Without reading the book, it is hard to know exactly what is going on here. It sounds like the author wants to extrapolate a bit from his own experiences to those of all Moroccan immigrants and the reviewer suggests he can’t speak for such a large group. This kerfuffle may also be about style; autobiographies and sociological works are often written differently with the emphasis of the first more on experiences and emotions and the second on larger generalizations, data, and theory.

This does hint at a larger issue in sociology and related disciplines where some research methods – particularly ethnography – allow for the mixing of researcher experience while still attempting to remain objective and connect the research to bigger issues in the field. This line can be quite blurry; see earlier issues raised about the work of Venkatesh or Goffman. Yet, it is an issue that is not going to go away as (1) insider information continues to be valuable and (2) some look to connect with different (i.e., non-academic) audiences with more literary styles.
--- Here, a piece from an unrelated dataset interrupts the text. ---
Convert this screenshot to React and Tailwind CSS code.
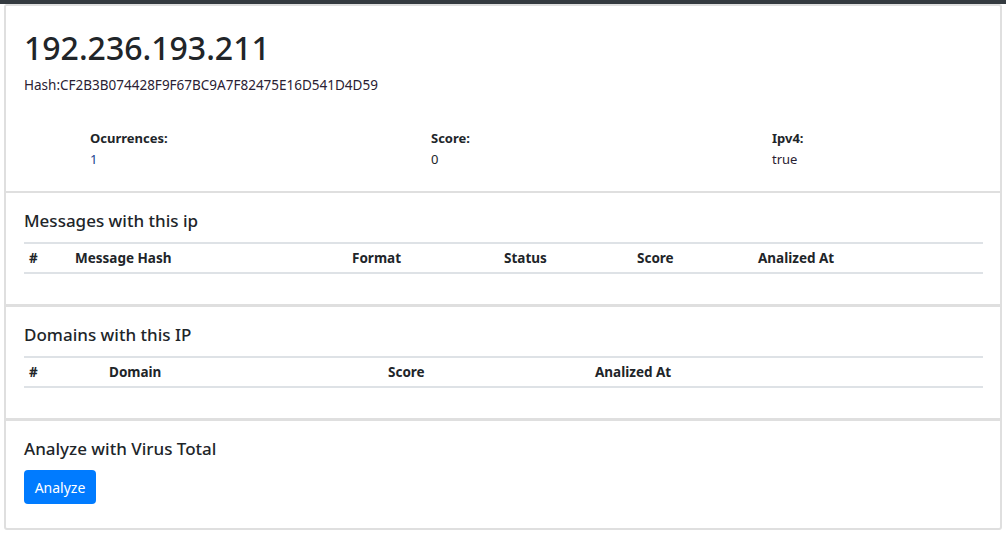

Doing social science research in Madagascar

One researcher discusses undertaking research in Madagascar:

My colleagues and I, from the UK, the US and South Africa, feel frustrated. It is December 2014 and we have gathered at a jungle lodge in the highlands of Madagascar with 25 academics and postgraduate students from Antananarivo’s departments of sociology and communication to hash out the methodology for a large-scale research study. However, our research partners’ greater apparent interest in discussing theoretical issues is slowing us down. It is also tough for the interpreters, grappling with three-way simultaneous translation from Malagasy to English, French to English and English to French. The day reaches a low point when I hear through my headphones: “The real problem is situated somewhere between the problematic and the problematisation.”

We feel like prisoners in a jungle of theory. However, over the next few months, I come to realise that the lecture on Weber – and other diversions into Marxist, literary or linguistic theory – are not mere academic posturing. They are – to use development jargon – capacity-building. Unicef has asked our team to build the capacity of Antananarivo staff and students to conduct social research. We know how to design a quantitative and qualitative study, do the data analysis and write the report. But we know little about Madagascar: its culture and turbulent history, or how our Malagasy colleagues regard research. Their priority for the seminar is not to draft survey questionnaires but to build an equal, trusting research partnership…

According to the research design, a quantitative study (two questionnaires, with about 1,500 respondents for each) is to be conducted first, to highlight issues to be explored in the subsequent qualitative research. Unfortunately, the eastern floods and southern drought put the project several months behind schedule, and the Antananarivo qualitative research teams go into the field at about the same time as the quantitative research is being conducted, working in different communities. They emerge with hundreds of hours of focus group and interview transcripts and field notes, and it is a formidable task to merge them with the quantitative data.

Ultimately, common sense and pragmatism prevail. We use geographic and economic criteria to classify communities into four types: interior, sub-coastal, coastal and urban. Some interior communities are two days by zebu cart from the main dirt road; including them would lengthen the research and strain the budget. We reduce the long list of variables to be analysed. Our Antananarivo colleagues have a therapeutic 15-minute debate over whether coding – or, indeed, any attempt to organise human experience – is a colonial imposition. And then everyone goes back to work.

Doing quality research in first-world countries is difficult enough and yet working through the obstacles to doing good research in the developing world could lead to many positive consequences. It would be nice to see a follow-up article that shows what came of all these efforts.